Sometimes I get anxiety when ex boyfriends try to contact me. Because every single relationship ended badly and every single guy reminds me of that. But why does it matter? Why do I care? It was so long ago. I can’t do anything about it now.
And that’s my mantra to my anxiety. It was so long ago. I can’t do anything about it now. It doesn’t always work, but I’m learning not to sweat the little things or the little people.
It was so long ago that I dated that frat boy and made a fool out of myself. It was so long ago that I shut out my family in high school. It was so long ago that I slipped and fell in the middle of the student center during the lunch rush. It was so long ago, I can’t do anything about it now. I can only try to grow and be better.

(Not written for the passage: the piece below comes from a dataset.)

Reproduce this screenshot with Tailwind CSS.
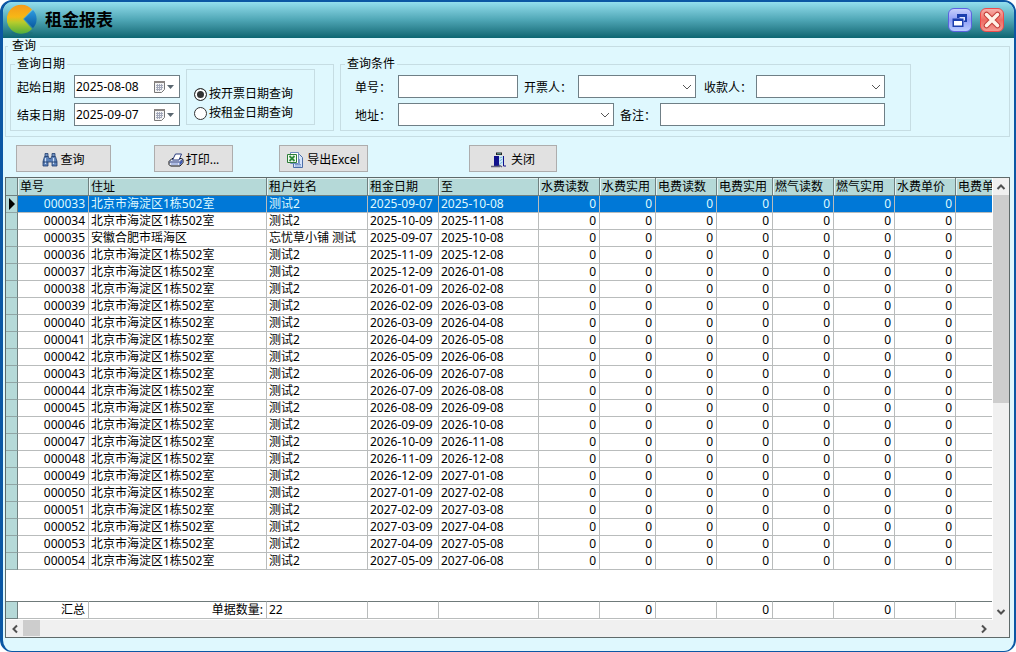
<!DOCTYPE html>
<html lang="zh-CN">
    <head>
        <meta charset="UTF-8" />
        <meta name="viewport" content="width=device-width, initial-scale=1" />
        <title>租金报表</title>
        <script src="https://cdn.jsdelivr.net/npm/@tailwindcss/browser@4"></script>
    </head>

    <body class="bg-white font-['Noto_Sans','Noto_Sans_CJK_SC',sans-serif] text-[12px] leading-4 text-black">
        <div class="flex flex-col h-screen rounded-xl border-2 border-l-[3px] border-b border-[#0b57a4] bg-[#dff8fe] overflow-hidden">
            <!-- Title bar -->
            <header class="flex items-center h-9 shrink-0 pl-1 pr-2.5 bg-linear-to-b from-[#93dfee] via-[#4ea6b5] to-[#0b6672]">
                <svg class="w-8 h-8 shrink-0" viewBox="0 0 32 32">
                    <defs>
                        <linearGradient id="pie" x1="0" y1="0" x2="0" y2="1">
                            <stop offset="0" stop-color="#f59a1b" />
                            <stop offset="0.42" stop-color="#f7b716" />
                            <stop offset="0.6" stop-color="#b7cc2c" />
                            <stop offset="1" stop-color="#4fae3c" />
                        </linearGradient>
                        <linearGradient id="wedge" x1="0" y1="0" x2="0" y2="1">
                            <stop offset="0" stop-color="#2d9be0" />
                            <stop offset="1" stop-color="#0858a0" />
                        </linearGradient>
                    </defs>
                    <ellipse cx="15" cy="29" rx="11" ry="2" fill="#1c6c70" opacity="0.35" />
                    <path d="M16 15 L25 5.500 A14.500 14.500 0 1 0 25 25 Z" fill="url(#pie)" />
                    <path d="M17 15 L26 6 A13 13 0 0 1 26 24 Z" fill="url(#wedge)" />
                </svg>
                <h1 class="ml-1.5 text-[17px] leading-6 font-bold">租金报表</h1>
                <div class="flex gap-1.5 ml-auto">
                    <button aria-label="还原" class="flex items-center justify-center w-6 h-6 rounded-md border border-[#5b62e0] bg-linear-to-b from-[#c9d0fb] via-[#8f9df6] to-[#b9cbff]">
                        <svg class="w-5 h-5" viewBox="0 0 20 20">
                            <path d="M7 4h10v8h-3V8H7z" fill="#1c3fae" />
                            <path d="M9 7h6v3.5h-2" fill="#dfe6ff" />
                            <path d="M2.5 8.500h11v8.500h-11z" fill="#1c3fae" />
                            <path d="M4 11h8v4.500h-8z" fill="#fff" />
                        </svg>
                    </button>
                    <button aria-label="关闭窗口" class="flex items-center justify-center w-6 h-6 ml-0.5 rounded-md border border-[#ee4a4a] bg-linear-to-b from-[#f6b0aa] via-[#ee6a62] to-[#f39a92]">
                        <svg class="w-5 h-5" viewBox="0 0 20 20" stroke-linecap="round">
                            <path d="M4.500 4.500l11 11M15.500 4.500l-11 11" stroke="#c23f3a" stroke-width="5.500" />
                            <path d="M4.500 4.500l11 11M15.500 4.500l-11 11" stroke="#fff1e6" stroke-width="3.500" />
                        </svg>
                    </button>
                </div>
            </header>

            <main class="flex flex-col flex-1 min-h-0 pl-0.5 pr-1 pb-[13px]">
                <!-- Filters -->
                <fieldset class="flex items-start gap-1.5 shrink-0 border border-[#c6dde3] pl-1 pt-0.5 pb-[5px]">
                    <legend class="-ml-0.5 px-1">查询</legend>

                    <fieldset class="flex items-start w-[324px] border border-[#c6dde3] pl-1.5 pt-[3px] pb-1">
                        <legend class="-ml-0.5 px-0.5">查询日期</legend>
                        <div class="flex flex-col gap-[5px]">
                            <div class="flex items-center">
                                <label for="date-from" class="w-[57px] pt-0.5">起始日期</label>
                                <div class="flex items-center w-[106px] h-[23px] border border-[#6f7f86] bg-white">
                                    <input id="date-from" type="text" value="2025-08-08" class="w-[78px] pl-px outline-none" />
                                    <button aria-label="选择起始日期">
                                        <svg class="w-[22px] h-3.5" viewBox="0 0 22 14">
                                            <path d="M1.500 1.500h10v8l-3 3h-7z" fill="#f4f4f4" stroke="#777" />
                                            <path d="M1 1h11v2h-11z" fill="#8a8583" />
                                            <path d="M3 5.500h7M3 7.500h7M3 9.500h5M4.500 4v7M6.500 4v7M8.500 4v6" stroke="#a3a8ba" />
                                            <path d="M14 5h7l-3.500 4z" fill="#5a6770" />
                                        </svg>
                                    </button>
                                </div>
                            </div>
                            <div class="flex items-center">
                                <label for="date-to" class="w-[57px] pt-0.5">结束日期</label>
                                <div class="flex items-center w-[106px] h-[23px] border border-[#6f7f86] bg-white">
                                    <input id="date-to" type="text" value="2025-09-07" class="w-[78px] pl-px outline-none" />
                                    <button aria-label="选择结束日期">
                                        <svg class="w-[22px] h-3.5" viewBox="0 0 22 14">
                                            <path d="M1.500 1.500h10v8l-3 3h-7z" fill="#f4f4f4" stroke="#777" />
                                            <path d="M1 1h11v2h-11z" fill="#8a8583" />
                                            <path d="M3 5.500h7M3 7.500h7M3 9.500h5M4.500 4v7M6.500 4v7M8.500 4v6" stroke="#a3a8ba" />
                                            <path d="M14 5h7l-3.500 4z" fill="#5a6770" />
                                        </svg>
                                    </button>
                                </div>
                            </div>
                        </div>
                        <div class="flex flex-col justify-end gap-[3px] w-[129px] h-14 -mt-1.5 ml-1.5 border border-[#c6dde3] pl-[7px] pb-[3px]">
                            <label class="flex items-center gap-0.5">
                                <input type="radio" name="date-kind" checked class="appearance-none w-[13px] h-[13px] rounded-full border border-[#333] bg-white checked:bg-[#333] checked:shadow-[inset_0_0_0_2px_white]" />
                                <span>按开票日期查询</span>
                            </label>
                            <label class="flex items-center gap-0.5">
                                <input type="radio" name="date-kind" class="appearance-none w-[13px] h-[13px] rounded-full border border-[#333] bg-white checked:bg-[#333] checked:shadow-[inset_0_0_0_2px_white]" />
                                <span>按租金日期查询</span>
                            </label>
                        </div>
                    </fieldset>

                    <fieldset class="flex flex-col gap-[5px] w-[571px] border border-[#c6dde3] pl-3.5 pt-[3px] pb-1">
                        <legend class="-ml-2.5 px-0.5">查询条件</legend>
                        <div class="flex items-center">
                            <label for="bill-no" class="w-[43px] pt-0.5">单号：</label>
                            <input id="bill-no" type="text" class="w-[120px] h-[23px] border border-[#6f7f86] bg-white px-1" />
                            <label for="drawer" class="w-[54px] ml-1.5 pt-0.5">开票人：</label>
                            <div class="grid items-center w-[118px]">
                                <select id="drawer" class="col-start-1 row-start-1 appearance-none w-full h-[23px] border border-[#6f7f86] bg-white px-1"></select>
                                <svg class="col-start-1 row-start-1 justify-self-end w-2.5 h-2 mr-1 pointer-events-none" viewBox="0 0 10 8"><path d="M1 2l4 4 4-4" fill="none" stroke="#555" /></svg>
                            </div>
                            <label for="payee" class="w-[52px] ml-2 pt-0.5">收款人：</label>
                            <div class="grid items-center w-[129px]">
                                <select id="payee" class="col-start-1 row-start-1 appearance-none w-full h-[23px] border border-[#6f7f86] bg-white px-1"></select>
                                <svg class="col-start-1 row-start-1 justify-self-end w-2.5 h-2 mr-1 pointer-events-none" viewBox="0 0 10 8"><path d="M1 2l4 4 4-4" fill="none" stroke="#555" /></svg>
                            </div>
                        </div>
                        <div class="flex items-center">
                            <label for="address" class="w-[43px] pt-0.5">地址：</label>
                            <div class="grid items-center w-[216px]">
                                <select id="address" class="col-start-1 row-start-1 appearance-none w-full h-[23px] border border-[#6f7f86] bg-white px-1"></select>
                                <svg class="col-start-1 row-start-1 justify-self-end w-2.5 h-2 mr-1 pointer-events-none" viewBox="0 0 10 8"><path d="M1 2l4 4 4-4" fill="none" stroke="#555" /></svg>
                            </div>
                            <label for="remark" class="w-10 ml-1.5 pt-0.5">备注：</label>
                            <input id="remark" type="text" class="w-[225px] h-[23px] border border-[#6f7f86] bg-white px-1" />
                        </div>
                    </fieldset>
                </fieldset>

                <!-- Toolbar -->
                <div class="flex shrink-0 mt-2 mb-[5px] ml-[11px]">
                    <button class="flex items-center justify-center gap-0.5 w-[95px] h-[27px] border border-[#adadad] bg-[#e1e1e1] pt-0.5">
                        <svg class="w-4 h-4" viewBox="0 0 16 16">
                            <path d="M3 1.500h3v3h-3zM10 1.500h3v3h-3z" fill="#6d8fc0" stroke="#23406e" stroke-width="0.800" />
                            <path d="M2.500 4.500h4l.5 2h2l.5-2h4l1.500 5v4.500h-5v-4h-4v4h-5v-4.500z" fill="#5a80b8" stroke="#23406e" stroke-width="0.800" />
                            <path d="M3.500 6v6M11.500 6v6" stroke="#cfe0f6" stroke-width="1.200" />
                            <path d="M1 10h5M10 10h5" stroke="#23406e" />
                        </svg>
                        <span>查询</span>
                    </button>
                    <button class="flex items-center justify-center gap-0.5 w-[79px] h-[27px] ml-[43px] border border-[#adadad] bg-[#e1e1e1] pt-0.5">
                        <svg class="w-4 h-4" viewBox="0 0 16 16" stroke-linejoin="round">
                            <path d="M1 9.500l3-3h9.500l1.500 1v3l-3 3.500h-9.500l-1.500-1.500z" fill="#dfe5f3" stroke="#111" />
                            <path d="M4.500 8l3-6h6l-2.500 6z" fill="#fff" stroke="#26387c" />
                            <path d="M1.500 10h10l3-2.500" fill="none" stroke="#26387c" />
                            <path d="M11.500 10.500l3-2.500v2.500l-3 3z" fill="#3b58b4" />
                            <path d="M3 12h7" stroke="#7d93d4" />
                        </svg>
                        <span>打印...</span>
                    </button>
                    <button class="flex items-center justify-center gap-1 w-[89px] h-[27px] ml-[46px] border border-[#adadad] bg-[#e1e1e1] pt-0.5">
                        <svg class="w-4 h-4 shrink-0" viewBox="0 0 16 16">
                            <path d="M6.500 2.500h6l3 3v10h-9z" fill="#d6e4fb" stroke="#4b6ea9" />
                            <path d="M8 12.500h6M8 14h6M12.500 7v5" stroke="#7e9dd0" />
                            <path d="M3.500 .5h8v11h-8z" fill="#fff" stroke="#6d8cbc" />
                            <path d="M.5 2.500h9v8h-9z" fill="#f2faef" stroke="#2d7d37" />
                            <path d="M2.500 4l5 5M7.500 4l-5 5" stroke="#2d8a3a" stroke-width="1.800" />
                        </svg>
                        <span>导出Excel</span>
                    </button>
                    <button class="flex items-center justify-center gap-1 w-[88px] h-[27px] ml-[101px] border border-[#adadad] bg-[#e1e1e1] pt-0.5">
                        <svg class="w-4 h-4" viewBox="0 0 16 16">
                            <path d="M5 .5h6v2.500h-6z" fill="#222" />
                            <path d="M6 1.300h4v1h-4z" fill="#5fa8a0" />
                            <path d="M3 4h5v10h-5z" fill="#10108c" />
                            <path d="M8 4h4v9h-4z" fill="#cfeaf8" />
                            <path d="M8.500 6l3-1M8.500 9l3-2M8.500 12l3-2" stroke="#7ab6dc" />
                            <path d="M12.500 4v10h2.500" fill="none" stroke="#10108c" />
                            <path d="M0 14.500h9M8 13l3 2" stroke="#62627c" stroke-width="1.500" />
                        </svg>
                        <span>关闭</span>
                    </button>
                </div>

                <!-- Grid with its scroll bars -->
                <div class="flex flex-col flex-1 min-h-0 border border-[#5f6a6a] bg-white">
                    <div class="flex flex-1 min-h-0">
                        <div class="flex flex-col justify-between flex-1 min-w-0 overflow-hidden">
                            <table class="table-fixed w-[1011px] border-separate border-spacing-0 whitespace-nowrap">
                                <colgroup id="grid-cols">
                                    <col class="w-3" />
                                    <col class="w-[71px]" />
                                    <col class="w-[178px]" />
                                    <col class="w-[101px]" />
                                    <col class="w-[71px]" />
                                    <col class="w-[100px]" />
                                    <col class="w-[61px]" />
                                    <col class="w-[56px]" />
                                    <col class="w-[61px]" />
                                    <col class="w-[56px]" />
                                    <col class="w-[61px]" />
                                    <col class="w-[61px]" />
                                    <col class="w-[61px]" />
                                    <col class="w-[61px]" />
                                </colgroup>
                                <thead><tr id="grid-head"></tr></thead>
                                <tbody id="grid-body"></tbody>
                            </table>
                            <!-- Totals stay at the bottom, same columns as the grid -->
                            <table class="table-fixed w-[1011px] mb-px border-separate border-spacing-0 whitespace-nowrap">
                                <colgroup id="total-cols"></colgroup>
                                <tbody><tr id="grid-foot"></tr></tbody>
                            </table>
                        </div>
                        <div class="flex flex-col w-4 shrink-0 ml-px bg-[#f0f0f0]">
                            <button aria-label="向上滚动" class="flex items-center justify-center h-[17px]">
                                <svg class="w-2.5 h-2" viewBox="0 0 10 8"><path d="M1.500 6L5 2.500 8.500 6" fill="none" stroke="#505050" stroke-width="2" /></svg>
                            </button>
                            <div class="flex-1"><div class="h-[51%] bg-[#cdcdcd]"></div></div>
                            <button aria-label="向下滚动" class="flex items-center justify-center h-[17px]">
                                <svg class="w-2.5 h-2" viewBox="0 0 10 8"><path d="M1.500 2L5 5.500 8.500 2" fill="none" stroke="#505050" stroke-width="2" /></svg>
                            </button>
                        </div>
                    </div>
                    <div class="flex h-[17px] shrink-0 pr-[17px] bg-[#f0f0f0]">
                        <button aria-label="向左滚动" class="flex items-center justify-center w-[17px]">
                            <svg class="w-2 h-2.5" viewBox="0 0 8 10"><path d="M6 1.500L2.500 5 6 8.500" fill="none" stroke="#505050" stroke-width="2" /></svg>
                        </button>
                        <div class="flex-1 flex"><div class="w-[17px] h-4 bg-[#cdcdcd]"></div></div>
                        <button aria-label="向右滚动" class="flex items-center justify-center w-[17px]">
                            <svg class="w-2 h-2.5" viewBox="0 0 8 10"><path d="M2 1.500L5.500 5 2 8.500" fill="none" stroke="#505050" stroke-width="2" /></svg>
                        </button>
                    </div>
                </div>
            </main>
        </div>

        <script>
            const heads = ['单号', '住址', '租户姓名', '租金日期', '至', '水费读数', '水费实用', '电费读数', '电费实用', '燃气读数', '燃气实用', '水费单价', '电费单价'];
            const home = '北京市海淀区1栋502室';
            const dates = [
                ['2025-09-07', '2025-10-08'],
                ['2025-10-09', '2025-11-08'],
                ['2025-09-07', '2025-10-08'],
                ['2025-11-09', '2025-12-08'],
                ['2025-12-09', '2026-01-08'],
                ['2026-01-09', '2026-02-08'],
                ['2026-02-09', '2026-03-08'],
                ['2026-03-09', '2026-04-08'],
                ['2026-04-09', '2026-05-08'],
                ['2026-05-09', '2026-06-08'],
                ['2026-06-09', '2026-07-08'],
                ['2026-07-09', '2026-08-08'],
                ['2026-08-09', '2026-09-08'],
                ['2026-09-09', '2026-10-08'],
                ['2026-10-09', '2026-11-08'],
                ['2026-11-09', '2026-12-08'],
                ['2026-12-09', '2027-01-08'],
                ['2027-01-09', '2027-02-08'],
                ['2027-02-09', '2027-03-08'],
                ['2027-03-09', '2027-04-08'],
                ['2027-04-09', '2027-05-08'],
                ['2027-05-09', '2027-06-08'],
            ];

            const marker = '<td class="h-[17px] p-0 border-r border-b border-r-[#6f8080] border-b-[#8fa5a5] bg-[#b5d9d8]">';
            const cell = 'h-[17px] py-0 border-r border-b border-[#b9bcbc] ';
            const left = cell + 'pl-0.5 pr-0';
            const right = cell + 'pl-0 pr-[3px] text-right';

            document.getElementById('total-cols').innerHTML = document.getElementById('grid-cols').innerHTML;

            document.getElementById('grid-head').innerHTML =
                '<th class="h-[18px] p-0 border-r border-b border-[#6f8080] bg-[#b5d9d8]"></th>' +
                heads.map(h => `<th class="h-[18px] pt-px pb-0 pl-0.5 pr-0 border-r border-b border-[#6f8080] bg-[#b5d9d8] text-left font-normal shadow-[inset_1px_1px_0_#e4f3f3]">${h}</th>`).join('');

            document.getElementById('grid-body').innerHTML = dates.map(([from, to], i) => {
                const other = i === 2;
                const texts = [other ? '安徽合肥市瑶海区' : home, other ? '忘忧草小铺 测试' : '测试2', from, to];
                const arrow = i === 0 ? '<svg class="w-2 h-3 ml-0.5" viewBox="0 0 8 12"><path d="M1 0l6 6-6 6z" /></svg>' : '';
                return `<tr class="${i === 0 ? 'bg-[#0078d7] text-[#dff8fe]' : ''}">` +
                    `${marker}${arrow}</td>` +
                    `<td class="${right}">0000${33 + i}</td>` +
                    texts.map(t => `<td class="${left}">${t}</td>`).join('') +
                    `<td class="${right}">0</td>`.repeat(7) +
                    `<td class="${right}"></td></tr>`;
            }).join('');

            const totals = ['汇总', '单据数量:', '22', '', '', '', '0', '', '0', '', '0', '', ''];
            document.getElementById('grid-foot').innerHTML =
                '<td class="h-[18px] p-0 border-t border-r border-b border-[#6f8080] bg-[#b5d9d8]"></td>' +
                totals.map((t, i) => `<td class="h-[18px] py-0 pl-0.5 pr-[3px] border-t border-r border-b border-t-[#6f7a7a] border-r-[#b9bcbc] border-b-[#b9bcbc] ${i === 2 ? 'text-left' : 'text-right'}">${t}</td>`).join('');
        </script>
    </body>
</html>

It was when I had gotten screwed over in a relationship for the I-don’t-know-how-many-th time that I finally decided to make a change. Whether it was a different guy hurting me or hurting myself by going back to the same guy over and over again, at the end of the day I was hurting.
And that’s when I stopped caring about being selfish.
How many times can someone tell you they’re not going to do something again, then do it again? How many times will you believe them?
You so often care about other people’s feelings, but forget about yourself. And how is that even possible? To forget about the feelings of the actual entity that you are. It seems impossible, but we often allow ourselves to get hurt to save others.
Being sad, being broken, being mistreated really isn’t just another part of life. It isn’t something you have to accept. You don’t have to accept anything other than what makes you happy. But we accept the sad, broken, mistreatment because we aren’t thinking of ourselves the way we should be.
Go out and get your happiness. Stomp a few hearts on the way, cut off some friendships, delete the phone numbers and unfollow them on Twitter. If they’re not helping you get where you need to go, they are unnecessary. If you’re being held back, it’s time to start being selfish.
It’s rough, it’s not always the nicest thing to do to the people you love. But how do you expect to take care of them when you can’t take care of yourself? A little selfishness goes a long way.